My middle daughter plays soccer. She’s a midfielder, and she’s really good at it. She’s wiry but physical, and has a knack for breaking ankles, as the kids say. She asked to start playing when she was 5, before any of her sisters played. She even asked to play on indoor teams in the off-season, which we dutifully found and signed her up for. But now, one year away from being able to try out for high school, she’s decided she’s done with soccer. “It’s not fun anymore,” she told us, and that is all she’s said about it.
Why Kids Quit
No one wants to raise a quitter, but there are certainly healthy reasons for kids to want to quit something. When kids first start out, sports and other hobbies are often parent or sibling driven—they do soccer, choir, dance or band because a parent had an interest or because their friends or siblings did. Sibling rivalry or the desire to play with friends can work as the external motivator for a while before they don’t have anything in common with those friends anymore, or maybe the desire to compete with or impress an older sibling goes away.

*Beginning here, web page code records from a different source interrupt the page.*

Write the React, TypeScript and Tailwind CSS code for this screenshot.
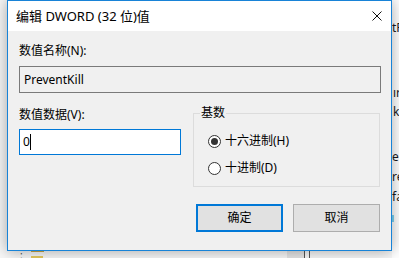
import React from "react";

const F = "font-['Noto_Sans','Noto_Sans_CJK_SC',sans-serif]";

function Radio({ checked, label }: { checked?: boolean; label: string }) {
  return (
    <div className="flex items-center h-[16px]">
      <div className="w-[13px] h-[13px] rounded-full border border-[#333] bg-white flex items-center justify-center">
        {checked && <div className="w-[7px] h-[7px] rounded-full bg-[#333]" />}
      </div>
      <span className="ml-[4px] text-[12px] leading-[16px] text-black">{label}</span>
    </div>
  );
}

export default function App() {
  return (
    <div className={`relative w-[399px] h-[258px] overflow-hidden bg-[#f7f7f7] ${F}`}>
      {/* background window fragments */}
      <div className="absolute left-[392px] top-0 w-[7px] h-[258px] bg-white text-[12px] leading-[16px] text-[#1a1a1a]">
        <div className="absolute top-[20px] left-[0px]">tP</div>
        <div className="absolute top-[85px] left-[1px]">ır</div>
        <div className="absolute top-[104px] left-[1px]">k</div>
        <div className="absolute top-[149px] left-[0px]">e</div>
        <div className="absolute top-[169px] left-[0px]">re</div>
        <div className="absolute top-[189px] left-[0px]">fa</div>
        <div className="absolute top-[215px] left-[0px] w-[2px] h-[7px] bg-[#7fd4f0]" />
      </div>
      <div className="absolute left-[20px] top-[252px] text-[10px] leading-[6px] text-[#444]">:</div>
      <div className="absolute left-[31px] top-[250px] w-[13px] h-[2px] bg-[#c8a74a]" />
      <div className="absolute left-[31px] top-[256px] w-[12px] h-[2px] bg-[#e6c95e]" />
      <div className="absolute left-[287px] top-[251px] w-[17px] h-[7px] bg-[#e4e4e4]" />
      <div className="absolute left-[304px] top-[251px] w-[1px] h-[7px] bg-[#555]" />
      <div className="absolute left-[309px] top-[251px] w-[1px] h-[7px] bg-[#555]" />

      {/* dialog window */}
      <div className="absolute left-[7px] top-0 w-[385px] h-[251px] border border-[#1883d7] bg-[#f0f0f0] shadow-[0_0_14px_rgba(0,0,0,0.35)] flex flex-col">
        <div className="h-[30px] bg-white flex items-center justify-between pl-[8px] pr-[9px]">
          <span className="text-[13px] leading-[16px] text-black">编辑 DWORD (32 位)值</span>
          <svg width="10" height="10" viewBox="0 0 10 10" className="block">
            <path d="M0.5 0.5 L9.5 9.5 M9.5 0.5 L0.5 9.5" stroke="#111" strokeWidth="1" fill="none" />
          </svg>
        </div>
        <div className="flex flex-col px-[11px]">
          <div className="mt-[12px] text-[12px] leading-[16px] text-black">数值名称(N):</div>
          <div className="mt-[7px] h-[27px] w-[362px] border border-[#7a7a7a] bg-[#f0f0f0] flex items-center pl-[4px] text-[12px] text-black">
            PreventKill
          </div>
          <div className="flex mt-[14px]">
            <div className="w-[162px] flex flex-col">
              <div className="mt-[0px] text-[12px] leading-[16px] text-black">数值数据(V):</div>
              <div className="mt-[6px] h-[26px] w-[162px] border border-[#0078d7] bg-white flex items-center pl-[3px] text-[12px] text-black">
                <span>0</span>
                <span className="w-[1px] h-[16px] bg-black" />
              </div>
            </div>
            <div className="ml-[12px] relative mt-[6px] w-[188px] h-[74px] border border-[#dcdcdc]">
              <div className="absolute left-[6px] top-[-9px] px-[1px] bg-[#f0f0f0] text-[12px] leading-[16px] text-black">基数</div>
              <div className="flex flex-col gap-[11px] pl-[14px] pt-[19px]">
                <Radio checked label="十六进制(H)" />
                <Radio label="十进制(D)" />
              </div>
            </div>
          </div>
          <div className="flex justify-end gap-[10px] mt-[17px]">
            <button className="w-[87px] h-[28px] border-2 border-[#0078d7] bg-[#e1e1e1] text-[12px] text-black">确定</button>
            <button className="w-[87px] h-[28px] border border-[#adadad] bg-[#e1e1e1] text-[12px] text-black">取消</button>
          </div>
        </div>
      </div>
    </div>
  );
}
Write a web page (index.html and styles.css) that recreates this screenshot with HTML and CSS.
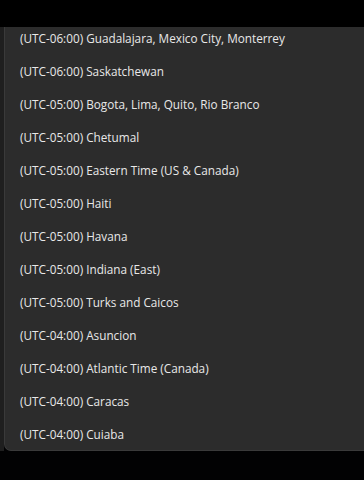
FILE: index.html
```html
<!DOCTYPE html>
<html>
<head>
<meta charset="utf-8">
<link rel="stylesheet" href="styles.css">
</head>
<body>
<div class="screen">
  <div class="topbar"></div>
  <div class="main">
    <div class="strip"></div>
    <div class="panel">
      <ul class="list">
        <li class="item">(UTC-06:00) Guadalajara, Mexico City, Monterrey</li>
        <li class="item">(UTC-06:00) Saskatchewan</li>
        <li class="item">(UTC-05:00) Bogota, Lima, Quito, Rio Branco</li>
        <li class="item">(UTC-05:00) Chetumal</li>
        <li class="item">(UTC-05:00) Eastern Time (US &amp; Canada)</li>
        <li class="item">(UTC-05:00) Haiti</li>
        <li class="item">(UTC-05:00) Havana</li>
        <li class="item">(UTC-05:00) Indiana (East)</li>
        <li class="item">(UTC-05:00) Turks and Caicos</li>
        <li class="item">(UTC-04:00) Asuncion</li>
        <li class="item">(UTC-04:00) Atlantic Time (Canada)</li>
        <li class="item">(UTC-04:00) Caracas</li>
        <li class="item">(UTC-04:00) Cuiaba</li>
      </ul>
    </div>
  </div>
</div>
</body>
</html>
```
FILE: styles.css
```css
html, body {
  margin: 0;
  padding: 0;
  background: #020203;
}
.screen {
  width: 364px;
  height: 480px;
  overflow: hidden;
  display: flex;
  flex-direction: column;
}
.topbar {
  height: 27px;
  background: #000000;
  flex: none;
}
.main {
  display: flex;
  height: 424px;
  flex: none;
}
.strip {
  width: 4px;
  background: #1f1f1f;
  flex: none;
}
.panel {
  flex: 1;
  background: #2c2c2c;
  border-left: 1px solid #3a3a3a;
  border-bottom: 1px solid #3a3a3a;
  border-bottom-left-radius: 7px;
  overflow: hidden;
}
.list {
  list-style: none;
  margin: -5.5px 0 0 0;
  padding: 0;
}
.item {
  height: 33.08px;
  line-height: 33px;
  padding-left: 15px;
  font-family: "Open Sans", "Noto Sans", sans-serif;
  font-size: 11.75px;
  color: #e8e8e8;
  white-space: nowrap;
}
```
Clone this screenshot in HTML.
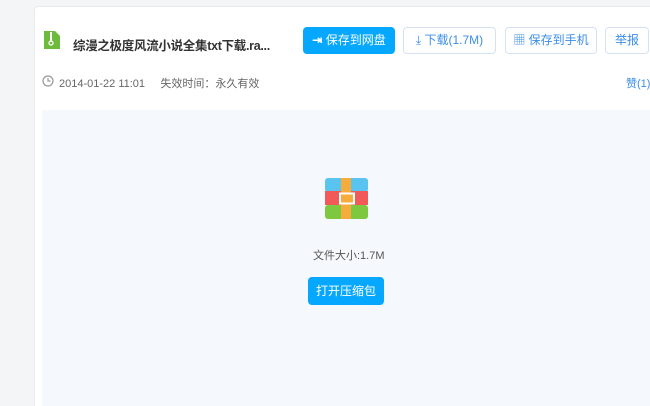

If an entire family is really into an activity, kids might diverge from it just to be different, get noticed, or to have their own thing, says Chris Hayden, vice president and boys’ academy director for FC Dallas Youth Soccer. “There are kids that decide to rebel and just say, ‘I’m not going to do that. I don’t want to continue to be compared to my sister or my older brother. I want to play the flute or I want to run track, or I want to be in gymnastics or dance or whatever.’”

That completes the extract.